PIC 405 line pattern generator
This is my latest project a PIC 405 line pattern generator.
The photos below is of a test card it generates. The active lines are 480 pixel/80uS, front porch 1uS, Sync 9uS and back porch 9us giving a total line length of 99uS. 376 active lines interlaced with no video information on the half lines.
The four frequency gratings are 1, 1.5, 2 and 3mHz.
The PIC I am using is a 18F26K22 but that may change.
Outstanding work and your prototype board looks so sparsely populated it belies the complexity of the task in hand.
Its very disconcerting though not to see the centre circle, is there a reason for its omission? Not that I suppose it really matters.

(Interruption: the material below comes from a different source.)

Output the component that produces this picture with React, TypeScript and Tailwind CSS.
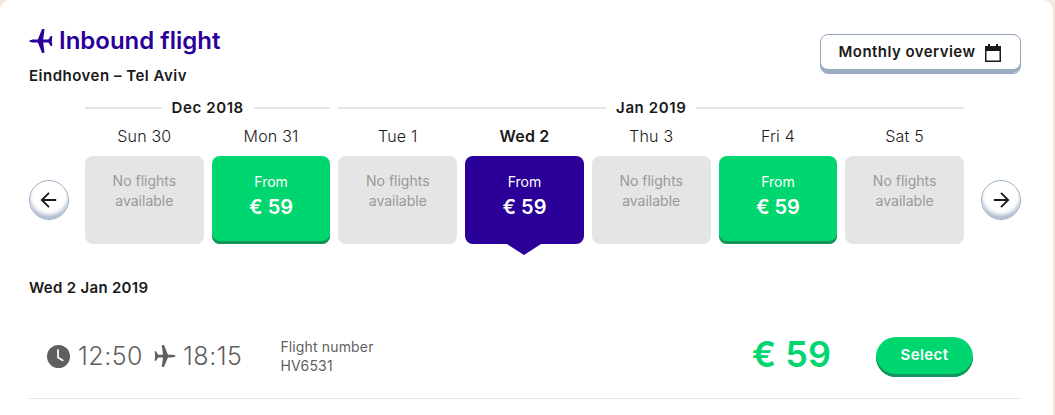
import React from 'react';

type Day = {
  label: string;
  kind: 'none' | 'open' | 'active';
};

const days: Day[] = [
  { label: 'Sun 30', kind: 'none' },
  { label: 'Mon 31', kind: 'open' },
  { label: 'Tue 1', kind: 'none' },
  { label: 'Wed 2', kind: 'active' },
  { label: 'Thu 3', kind: 'none' },
  { label: 'Fri 4', kind: 'open' },
  { label: 'Sat 5', kind: 'none' },
];

const PlaneIcon: React.FC<{ className: string }> = ({ className }) => (
  <svg viewBox="0 0 24 24" className={className} fill="currentColor">
    <path d="M0 12c1-1 3-1.500 5-1.500h3.800L13 .2c.2-.3 2.300-.3 2.500.2l-1.300 10.100h5.300l2.200-3.600h1.600L22.800 12l.5 5.100h-1.600l-2.200-3.600h-5.300l1.300 10.100c-.2.5-2.300.5-2.500.2L8.800 13.500H5c-2 0-4-.5-5-1.500z" />
  </svg>
);

const ArrowButton: React.FC<{ dir: 'left' | 'right' }> = ({ dir }) => (
  <button className="flex h-10 w-10 shrink-0 items-center justify-center rounded-full border border-[#9fb0c6] bg-white shadow-[inset_0_-5px_4px_-1px_#a9b8cb]">
    <svg viewBox="0 0 20 20" className="h-[18px] w-[18px] text-[#1a1a1a]" fill="none" stroke="currentColor" strokeWidth="2">
      {dir === 'left' ? <path d="M18 10H2M10 2l-8 8 8 8" /> : <path d="M2 10h16M10 2l8 8-8 8" />}
    </svg>
  </button>
);

const MonthLabel: React.FC<{ label: string; className: string }> = ({ label, className }) => (
  <div className={`flex items-center gap-[10px] ${className}`}>
    <div className="h-[2px] flex-1 bg-[#e5e5e5]" />
    <span className="text-[15px] font-semibold leading-5 tracking-[0.6px] text-[#1a1a1a]">{label}</span>
    <div className="h-[2px] flex-1 bg-[#e5e5e5]" />
  </div>
);

const DayCell: React.FC<{ day: Day }> = ({ day }) => {
  if (day.kind === 'none') {
    return (
      <div className="flex h-[88px] flex-col items-center rounded-lg bg-[#e5e5e5] pt-[15px] text-[14px] leading-5 text-[#999999]">
        <span>No flights</span>
        <span>available</span>
      </div>
    );
  }
  const active = day.kind === 'active';
  return (
    <div
      className={
        active
          ? 'relative flex h-[88px] flex-col items-center rounded-lg bg-[#2a0099] pt-4 text-white'
          : 'flex h-[88px] flex-col items-center rounded-lg bg-[#00d66f] pt-4 text-white shadow-[inset_0_-3px_0_#14935c]'
      }
    >
      <span className="text-[14px] leading-5">From</span>
      <span className="text-[20px] font-semibold leading-[30px]">€ 59</span>
      {active && (
        <div className="absolute left-1/2 top-full h-0 w-0 -translate-x-1/2 border-x-[17px] border-t-[11px] border-x-transparent border-t-[#2a0099]" />
      )}
    </div>
  );
};

export default function App() {
  return (
    <div className="h-[415px] w-[1055px] overflow-hidden bg-[#f6e7dd] font-['Inter',sans-serif]">
      <div className="h-full w-[1053px] rounded-t-[10px] bg-white pl-[29px] pr-[32px] pt-[25px]">
        <div className="flex items-start justify-between">
          <div>
            <h1 className="flex items-center gap-[6px] text-[24px] font-semibold leading-[32px] text-[#2a0099]">
              <PlaneIcon className="h-6 w-6" />
              Inbound flight
            </h1>
            <div className="mt-[9px] text-[15px] font-semibold leading-5 tracking-[0.5px] text-[#1a1a1a]">Eindhoven – Tel Aviv</div>
          </div>
          <button className="mt-[9px] flex h-10 w-[201px] items-center justify-center gap-[9px] rounded-lg border border-[#93a5bf] bg-white pb-[3px] text-[15px] font-semibold tracking-[0.45px] text-[#1a1a1a] shadow-[inset_0_-4px_0_#9cadc2]">
            Monthly overview
            <svg viewBox="0 0 18 18" className="h-[18px] w-[18px]" fill="#1a1a1a">
              <path d="M4 0h2v2h6V0h2v2h3v16H1V2h3zM2.500 7v9.500h13V7z" />
            </svg>
          </button>
        </div>

        <div className="mt-[12px] pl-[56px] pr-[57px]">
          <div className="grid grid-cols-7 gap-x-2">
            <MonthLabel label="Dec 2018" className="col-span-2" />
            <MonthLabel label="Jan 2019" className="col-span-5" />
          </div>
        </div>

        <div className="mt-[8px] flex items-start justify-between">
          <div className="w-10" />
          <div className="mr-px grid w-[879px] grid-cols-7 gap-x-2">
            {days.map(d => (
              <div key={d.label} className={`text-center text-[16px] leading-5 tracking-[0.2px] text-[#1a1a1a] ${d.kind === 'active' ? 'font-semibold' : 'font-light'}`}>
                {d.label}
              </div>
            ))}
          </div>
          <div className="w-10" />
        </div>

        <div className="mt-[10px] flex items-center justify-between">
          <ArrowButton dir="left" />
          <div className="mr-px grid w-[879px] grid-cols-7 gap-x-2">
            {days.map(d => (
              <DayCell key={d.label} day={d} />
            ))}
          </div>
          <ArrowButton dir="right" />
        </div>

        <div className="mt-[34px] text-[15px] font-semibold leading-5 tracking-[0.3px] text-[#1a1a1a]">Wed 2 Jan 2019</div>

        <div className="mt-[27px] flex h-[74px] items-start border-b border-[#e5e5e5] pl-[18px] pr-[48px]">
          <div className="mt-[15px] flex items-center text-[25px] font-light leading-8 tracking-[0.5px] text-[#5f5f5f]">
            <svg viewBox="0 0 24 24" className="mr-2 h-[23px] w-[23px]">
              <circle cx="12" cy="12" r="12" fill="#5f5f5f" />
              <path d="M11.500 4.500V13l5.500 3.500" fill="none" stroke="#fff" strokeWidth="1.800" />
            </svg>
            <span>12:50</span>
            <PlaneIcon className="ml-[11px] mr-[7px] h-[22px] w-[22px] -scale-x-100" />
            <span>18:15</span>
          </div>
          <div className="ml-[38px] mt-[12px] text-[14px] leading-[19px] tracking-[0.15px] text-[#5f5f5f]">
            <div>Flight number</div>
            <div>HV6531</div>
          </div>
          <div className="ml-auto mt-[7px] text-[36px] font-semibold leading-[44px] text-[#00d66f]">€ 59</div>
          <button className="ml-[45px] mt-[12px] h-10 w-[97px] rounded-full bg-[#00d66f] pb-[3px] text-[15px] font-semibold tracking-[0.4px] text-white shadow-[inset_0_-3px_0_#14935c]">
            Select
          </button>
        </div>
      </div>
    </div>
  );
}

Are you planning on any further enhancements? will you be fitting it into a project box?
All very interesting, I'm sure the likes of David B and et al will have far more to query about the logic to achieve the end result. Wish I had the nounce to take on such a project.
Its very disconcerting though not to see the centre circle ...
Chris, don't forget that the IBA produced an electronic test card without a circle for broadcast use!
I thought it was a terrible idea but, in Frank's case, it is a reasonable compromise.
Whether the the lack of a circle is down to processing power, memory space or the vast amount of programming time required for such an upgrade, no doubt Frank will be able to tell us but it is certainly an excellent result as it stands so far!
I await further developments ...
When all else fails, read the instructions
Yes the component count is quite low, that is the great thing about microcontrolers most of the work can be done internally with a minimum of external components however they have a relatively small amount of memory compared to what would usually be needed to produce a test card from a stored picture that is read out linearly.
In order to conserve memory a subroutine is made for each part of the image that reoccurs. The center of the picture where there is only horizontal and vertical lines uses little memory as many of the lines there are the same and can be reused many times, they are also the same in the odd and even fields but the lines at the top and bottom that has got diagonals in eat up memory as every line is different and the odd and even fields are different as well.
I agree it looks odd without a circle but considering the amount of work involved in working out where each pixel needs to be and the time it would take to program and as the circle is only used for aspect ratio I decided to leave it out.
When I started I thought there wouldn't be enough memory to create it but now I think there probably is. Just 36% of the available memory is used now.
I intend to add a few more screens with single aspects on like Grey scale, Frequency gratings etc.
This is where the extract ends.